* PROBLEM DETAILS:
From the first line of the data below through the line holding "customElements.define('gh-text', GhText);", output each line exactly and leave the pictures out.

* PROVIDED DATA:
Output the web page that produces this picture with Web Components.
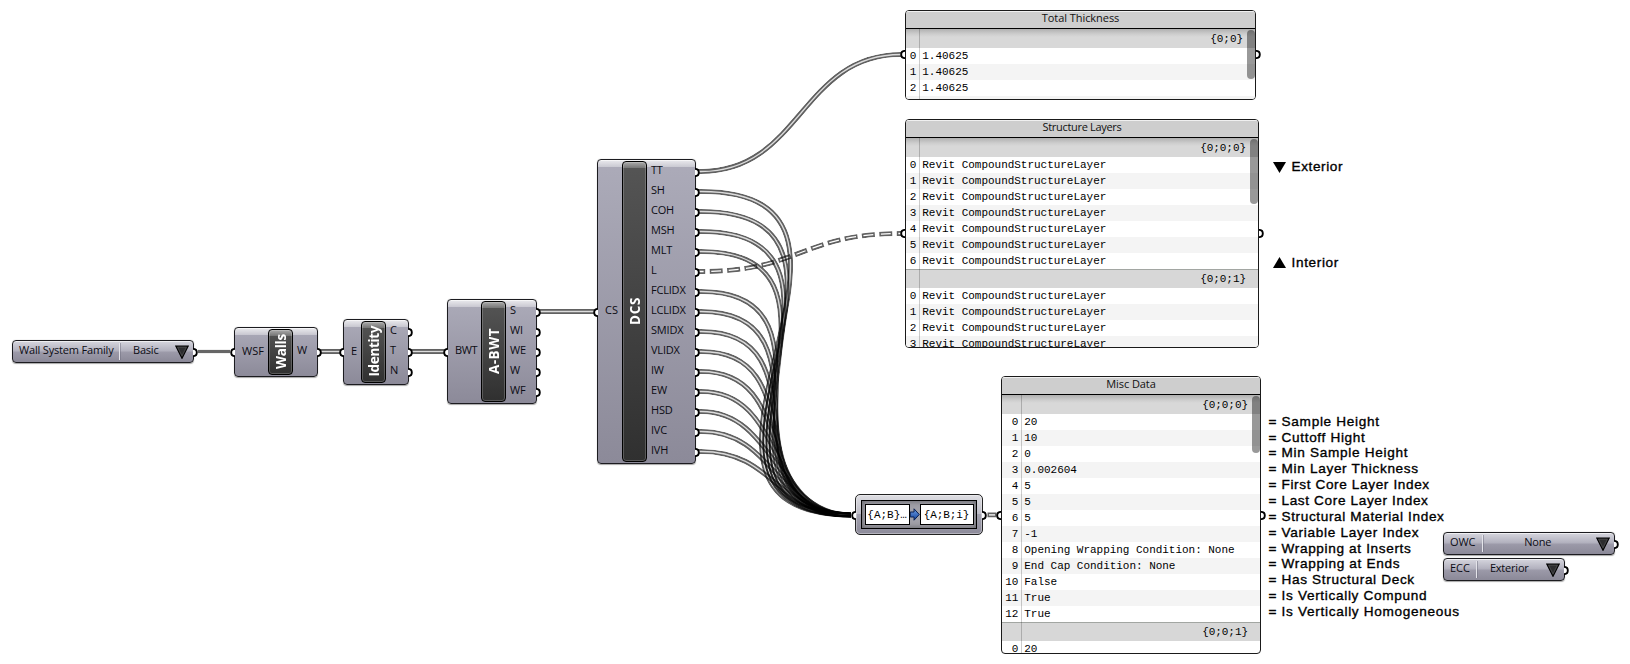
<!DOCTYPE html>
<html lang="en">
<head>
<meta charset="utf-8">
<title>Wall structure definition</title>
<style>
html,body{margin:0;padding:0;background:#fff}
body{width:1630px;height:664px;overflow:hidden;font-family:"Open Sans","Noto Sans",sans-serif}
</style>
</head>
<body>
<gh-canvas></gh-canvas>
<script>
const esc = s => String(s).replace(/&/g,'&amp;').replace(/</g,'&lt;');
class Base extends HTMLElement {
  connectedCallback() {
    if (!this.shadowRoot) this.attachShadow({mode:'open'});
    this.shadowRoot.innerHTML = this.view();
    if (this.after) this.after();
  }
}

/* text run spaced out to a given advance width */
class GhText extends Base {
  view() { return `<style>:host{display:inline-block;white-space:pre}span{display:inline-block}</style><span><slot></slot></span>`; }
  after() {
    const w = +this.getAttribute('w'), n = this.textContent.length;
    if (!w || n < 2) return;
    const span = this.shadowRoot.querySelector('span');
    const dir = this.hasAttribute('vertical') ? 'height' : 'width';
    const cur = span.getBoundingClientRect()[dir];
    if (cur) span.style.letterSpacing = ((w - cur) / n).toFixed(3) + 'px';
  }
}
customElements.define('gh-text', GhText);

/* half-round connection grip that sits on a node's edge */
class GhGrip extends Base {
  view() {
    return `<style>
:host{position:absolute;width:5px;height:9px;top:calc(50% - 4px);right:-5px}
:host([side=in]){right:auto;left:-5px}
svg{display:block}
:host([side=in]) svg{transform:scaleX(-1)}
</style><svg width="5" height="9" viewBox="0 0 5 9"><path d="M0 .9C2.2.9 3.8 2.4 3.8 4.5S2.2 8.1 0 8.1" fill="#fff" stroke="#000" stroke-width="1.9"/></svg>`;
  }
}
customElements.define('gh-grip', GhGrip);

class GhComponent extends Base {
  view() {
    const a = n => this.getAttribute(n);
    const outs = a('outs').split(',');
    return `<style>
:host{display:block}
.body{position:relative;box-sizing:border-box;width:100%;height:100%;display:flex;align-items:stretch;border:1px solid #1c1c20;border-radius:4px;
 background:linear-gradient(rgba(255,255,255,.75),rgba(255,255,255,.36) 7px,transparent 7.5px),linear-gradient(#acabb9,#8c8a99);
 box-shadow:inset 0 1px 0 rgba(255,255,255,.6),0 .5px 1px rgba(0,0,0,.35);font-size:11px;color:#0c0c14}
.in{position:relative;flex:none;width:${+a('tx')-1}px;display:flex;align-items:center}
.in gh-text{margin-left:7px;margin-top:-4px}
.title{flex:none;box-sizing:border-box;width:25px;margin:1px 0;border:1.5px solid #000;border-radius:4px;display:flex;align-items:center;justify-content:center;
 background:linear-gradient(rgba(255,255,255,.5),rgba(255,255,255,.2) 6px,transparent 6.5px),linear-gradient(#555,#303030);
 box-shadow:inset 0 0 0 1px rgba(255,255,255,.2);color:#fff;font-weight:700;font-size:13.5px}
.title gh-text{writing-mode:vertical-rl;transform:rotate(180deg);line-height:20px;margin-top:-1px}
.outs{flex:1;display:flex;flex-direction:column;justify-content:center}
.o{position:relative;height:20px;line-height:15px;padding-left:4px;letter-spacing:-.2px}
</style><div class="body">
<div class="in"><gh-grip side="in"></gh-grip><gh-text w="${a('iw')}">${a('in')}</gh-text></div>
<div class="title"><gh-text vertical w="${a('tw')}">${a('title')}</gh-text></div>
<div class="outs">${outs.map(o=>`<div class="o">${o}<gh-grip></gh-grip></div>`).join('')}</div>
</div>`;
  }
}
customElements.define('gh-component', GhComponent);

class GhValueList extends Base {
  view() {
    const a = n => this.getAttribute(n);
    return `<style>
:host{display:block}
.body{position:relative;box-sizing:border-box;width:100%;height:100%;display:flex;align-items:center;border:1.3px solid #1c1c20;border-radius:4px;
 background:linear-gradient(#d6d6de,#b3b2bf 45%,#9b99a8 55%,#8b8998);box-shadow:inset 0 1px 0 rgba(255,255,255,.6),0 .5px 1px rgba(0,0,0,.35);font-size:11px;color:#0c0c14}
.l{flex:none;width:${+a('dx')-1}px;height:17px;line-height:14px;box-sizing:border-box;padding-left:6px;border-right:1px solid #e4e4ea;box-shadow:1px 0 0 rgba(110,110,125,.5)}
.v{flex:1;text-align:center;line-height:14px;height:17px;padding-right:${a('pr')||0}px}
svg{flex:none;margin-right:4px}
</style><div class="body"><div class="l"><gh-text w="${a('lw')}">${a('label')}</gh-text></div><div class="v"><gh-text w="${a('vw')}">${a('value')}</gh-text></div>
<svg width="14" height="14" viewBox="0 0 14 14"><path d="M.7 1H13.3L7 13.4Z" fill="#222" stroke="#000" stroke-width="1.1"/><path d="M2.6 2.2H11.4L7 10.9Z" fill="#2c2c2e" stroke="#66666b" stroke-width=".5"/></svg>
<gh-grip></gh-grip></div>`;
  }
}
customElements.define('gh-value-list', GhValueList);

class GhPanel extends Base {
  view() {
    const a = n => this.getAttribute(n);
    const groups = JSON.parse(a('groups'));
    return `<style>
:host{display:block}
.wrap{position:relative;width:100%;height:100%}
.body{position:relative;box-sizing:border-box;width:100%;height:100%;display:flex;flex-direction:column;border:1.4px solid #1a1a1a;border-radius:4px;overflow:hidden;background:#fff}
.head{flex:none;box-sizing:border-box;height:18px;border-bottom:1.5px solid #000;background:#cecece;box-shadow:inset 0 1px 0 #f0f0f0;text-align:center;font-size:11px;line-height:14px;color:#111}
.list{position:relative;flex:1;overflow:hidden;font:11px/16px "Liberation Mono",monospace;color:#000}
.path{box-sizing:border-box;height:19px;line-height:20px;background:#d7d7d7;text-align:right;padding-right:${a('pr')}px;letter-spacing:-.05px}
.path.first{background:linear-gradient(#b0b0b0,#cdcdcd 5px,#d8d8d8 8px)}
.path:not(.first){border-top:1px solid #a2a6a2;line-height:18px}
.row{display:flex;height:16px;white-space:pre;letter-spacing:-.03px}
.row.alt{background:#f4f4f4}
.i{flex:none;width:${+a('gx')-4.2}px;text-align:right}
.val{margin-left:6px}
.gut{position:absolute;left:${+a('gx')-2}px;top:0;bottom:0;width:1px;background:rgba(0,0,0,.2)}
.bar{position:absolute;right:.5px;top:1px;width:7.6px;height:${a('bar')}px;border-radius:4px;background:rgba(0,0,0,.4)}
.port{position:absolute;left:0;right:0;top:${+a('py')-4.5}px;height:9px}
</style><div class="wrap"><div class="body"><div class="head"><gh-text w="${a('tw')}">${a('title')}</gh-text></div>
<div class="list">${groups.map((g,k)=>`<div class="path${k?'':' first'}">${g.p}</div>`+g.r.map((v,i)=>`<div class="row${i%2?' alt':''}">${v===''?'':`<span class="i">${i}</span><span class="val">${esc(v)}</span>`}</div>`).join('')).join('')}
<div class="gut"></div><div class="bar"></div></div></div>
<div class="port"><gh-grip side="in"></gh-grip><gh-grip></gh-grip></div></div>`;
  }
}
customElements.define('gh-panel', GhPanel);

class GhPathMapper extends Base {
  view() {
    return `<style>
:host{display:block}
.body{position:relative;box-sizing:border-box;width:100%;height:100%;padding:5px;border:1.4px solid #222;border-radius:5px;
 background:linear-gradient(#dedee3,#bdbcc6 49%,#a3a2af 50%,#8d8b9a);box-shadow:inset 0 0 0 1px rgba(255,255,255,.35)}
.frame{box-sizing:border-box;width:100%;height:100%;border:1.2px solid #000;display:flex;align-items:center;padding:0 2.6px;
 background:#a2a1a9;box-shadow:inset 0 0 5px 1px #6a6a70}
.c{flex:none;box-sizing:border-box;height:21px;border:1.2px solid #000;background:#fff;font:11px/21px "Liberation Mono",monospace;white-space:nowrap;text-align:center}
svg{flex:none;display:block}
</style><div class="body"><gh-grip side="in"></gh-grip><div class="frame">
<div class="c" style="width:45px"><gh-text w="39.5">{A;B}…</gh-text></div>
<svg width="10" height="13" viewBox="0 0 9.5 13"><defs><linearGradient id="b" x1="0" y1="0" x2="0" y2="1"><stop offset="0" stop-color="#6f9fe6"/><stop offset="1" stop-color="#12429c"/></linearGradient></defs><path d="M0 4H3.8V.8L9 6.5L3.8 12.2V9H0Z" fill="url(#b)" stroke="#0a1f50" stroke-width="1"/></svg>
<div class="c" style="width:54px"><gh-text w="45.5">{A;B;i}</gh-text></div>
</div><gh-grip></gh-grip></div>`;
  }
}
customElements.define('gh-path-mapper', GhPathMapper);

class GhWires extends Base {
  view() {
    const W = [];
    const curve = (x1,y1,x2,y2) => {
      const k = Math.max((x2-x1)*.5, Math.abs(y2-y1)*.7);
      return `M${x1-3} ${y1}H${x1}C${x1+k} ${y1} ${x2-k} ${y2} ${x2} ${y2}`;
    };
    W.push({d:curve(701,171.5,901,54.5)});
    for (let i=1;i<15;i++) if (i!==5) W.push({d:curve(701,171.5+20*i,851,515)});
    W.push({d:curve(701,271.5,901,233.5),dash:'13 4.5',off:6,inner:'10 7.5',ioff:4.5});
    W.push({d:'M321 351.5H340'},{d:'M412 351.5H444'},{d:'M540 311.5H594'});
    W.push({d:'M986 514.9H997',dash:'9 20',off:-1.5,inner:'6 20',ioff:-3});
    const dash = (v,o) => v ? `stroke-dasharray="${v}" stroke-dashoffset="${o}"` : '';
    return `<style>:host{display:block}svg{display:block}</style>
<svg width="1630" height="664" fill="none"><defs>${W.map((w,i)=>`<mask id="m${i}" maskUnits="userSpaceOnUse" x="0" y="0" width="1630" height="664"><path d="${w.d}" stroke="#fff" stroke-width="5.2" ${dash(w.dash,w.off)}/><path d="${w.d}" stroke="${w.dash?'#000':'#383838'}" stroke-width="1.3" ${dash(w.inner,w.ioff)}/></mask>`).join('')}</defs>
<path d="M198 351.5H230" stroke="#000" stroke-opacity=".6" stroke-width="3.2"/>
${W.map((w,i)=>`<g mask="url(#m${i})"><path d="${w.d}" stroke="#000" stroke-opacity=".62" stroke-width="5.2"/></g>`).join('')}</svg>`;
  }
}
customElements.define('gh-wires', GhWires);

class GhNotes extends Base {
  view() {
    const notes = [['Sample Height',110.3],['Cuttoff Hight',96],['Min Sample Height',138.7],['Min Layer Thickness',149.3],['First Core Layer Index',160.3],['Last Core Layer Index',159],['Structural Material Index',175],['Variable Layer Index',149.7],['Wrapping at Inserts',142],['Wrapping at Ends',130.7],['Has Structural Deck',145.3],['Is Vertically Compund',157.7],['Is Vertically Homogeneous',190.3]];
    return `<style>:host{display:flex;flex-direction:column;font:13.6px/15.86px "Liberation Sans",Arial,sans-serif;color:#000;-webkit-text-stroke:.35px #000}
div{height:15.86px}</style>${notes.map(n=>`<div><gh-text w="${n[1]+1}">= ${n[0]}</gh-text></div>`).join('')}`;
  }
}
customElements.define('gh-notes', GhNotes);

class GhTag extends Base {
  view() {
    const up = this.hasAttribute('up');
    return `<style>:host{display:flex;align-items:center;gap:5.5px;height:16px;font:13.6px/16px "Liberation Sans",Arial,sans-serif;-webkit-text-stroke:.35px #000}svg{display:block;margin-top:${up?-1:0}px}</style>
<svg width="13" height="11" viewBox="0 0 13 11"><path d="${up?'M6.5 0L13 11H0Z':'M0 0H13L6.5 11Z'}"/></svg><gh-text w="${this.getAttribute('w')}">${this.getAttribute('text')}</gh-text>`;
  }
}
customElements.define('gh-tag', GhTag);

class GhCanvas extends Base {
  view() {
    const at = (x,y,w,h) => `style="left:${x}px;top:${y}px;width:${w}px;height:${h}px"`;
    const layer = Array(7).fill('Revit CompoundStructureLayer');
    const g1 = JSON.stringify([{p:'{0;0}',r:['1.40625','1.40625','1.40625','']}]);
    const g2 = JSON.stringify([{p:'{0;0;0}',r:layer},{p:'{0;0;1}',r:layer.slice(0,4)}]);
    const g3 = JSON.stringify([{p:'{0;0;0}',r:['20','10','0','0.002604','5','5','5','-1','Opening Wrapping Condition: None','End Cap Condition: None','False','True','True']},{p:'{0;0;1}',r:['20']}]);
    return `<style>:host{display:block;position:relative;width:1630px;height:664px;background:#fff;overflow:hidden}
.n{position:absolute}</style>
<gh-wires class="n" ${at(0,0,1630,664)}></gh-wires>
<gh-value-list class="n" ${at(12,340,182,23)} label="Wall System Family" lw="94.5" value="Basic" vw="25.5" dx="107.5" pr="3"></gh-value-list>
<gh-component class="n" ${at(234,327,84,50)} in="WSF" iw="22" tx="34" title="Walls" tw="35" outs="W"></gh-component>
<gh-component class="n" ${at(343,319,66,66)} in="E" iw="0" tx="18" title="Identity" tw="50.5" outs="C,T,N"></gh-component>
<gh-component class="n" ${at(447,299,90,105)} in="BWT" iw="22" tx="34" title="A-BWT" tw="46" outs="S,WI,WE,W,WF"></gh-component>
<gh-component class="n" ${at(597,159,99,305)} in="CS" iw="13" tx="25" title="DCS" tw="28" outs="TT,SH,COH,MSH,MLT,L,FCLIDX,LCLIDX,SMIDX,VLIDX,IW,EW,HSD,IVC,IVH"></gh-component>
<gh-path-mapper class="n" ${at(855,494,128,41)}></gh-path-mapper>
<gh-panel class="n" ${at(905,10,351,90)} title="Total Thickness" tw="77.5" gx="14.5" pr="12" bar="49" py="44" groups='${g1}'></gh-panel>
<gh-panel class="n" ${at(905,119,354,229)} title="Structure Layers" tw="79" gx="14.5" pr="12" bar="65" py="114" groups='${g2}'></gh-panel>
<gh-panel class="n" ${at(1001,376,260,278)} title="Misc Data" tw="49.5" gx="20.5" pr="12" bar="57" py="138.5" groups='${g3}'></gh-panel>
<gh-tag class="n" style="left:1273px;top:159px" text="Exterior" w="51.5"></gh-tag>
<gh-tag class="n" style="left:1273px;top:255px" text="Interior" w="47.5" up></gh-tag>
<gh-notes class="n" style="left:1268.5px;top:413.7px"></gh-notes>
<gh-value-list class="n" ${at(1443,532,172,23)} label="OWC" lw="25.5" value="None" vw="27" dx="39.5" pr="3"></gh-value-list>
<gh-value-list class="n" ${at(1443,558,122,23)} label="ECC" lw="20" value="Exterior" vw="38.7" dx="33.5" pr="4"></gh-value-list>`;
  }
}
customElements.define('gh-canvas', GhCanvas);
</script>
</body>
</html>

* REPLY TO THE EXERCISE:
Output the web page that produces this picture with Web Components.
<!DOCTYPE html>
<html lang="en">
<head>
<meta charset="utf-8">
<title>Wall structure definition</title>
<style>
html,body{margin:0;padding:0;background:#fff}
body{width:1630px;height:664px;overflow:hidden;font-family:"Open Sans","Noto Sans",sans-serif}
</style>
</head>
<body>
<gh-canvas></gh-canvas>
<script>
const esc = s => String(s).replace(/&/g,'&amp;').replace(/</g,'&lt;');
class Base extends HTMLElement {
  connectedCallback() {
    if (!this.shadowRoot) this.attachShadow({mode:'open'});
    this.shadowRoot.innerHTML = this.view();
    if (this.after) this.after();
  }
}

/* text run spaced out to a given advance width */
class GhText extends Base {
  view() { return `<style>:host{display:inline-block;white-space:pre}span{display:inline-block}</style><span><slot></slot></span>`; }
  after() {
    const w = +this.getAttribute('w'), n = this.textContent.length;
    if (!w || n < 2) return;
    const span = this.shadowRoot.querySelector('span');
    const dir = this.hasAttribute('vertical') ? 'height' : 'width';
    const cur = span.getBoundingClientRect()[dir];
    if (cur) span.style.letterSpacing = ((w - cur) / n).toFixed(3) + 'px';
  }
}
customElements.define('gh-text', GhText);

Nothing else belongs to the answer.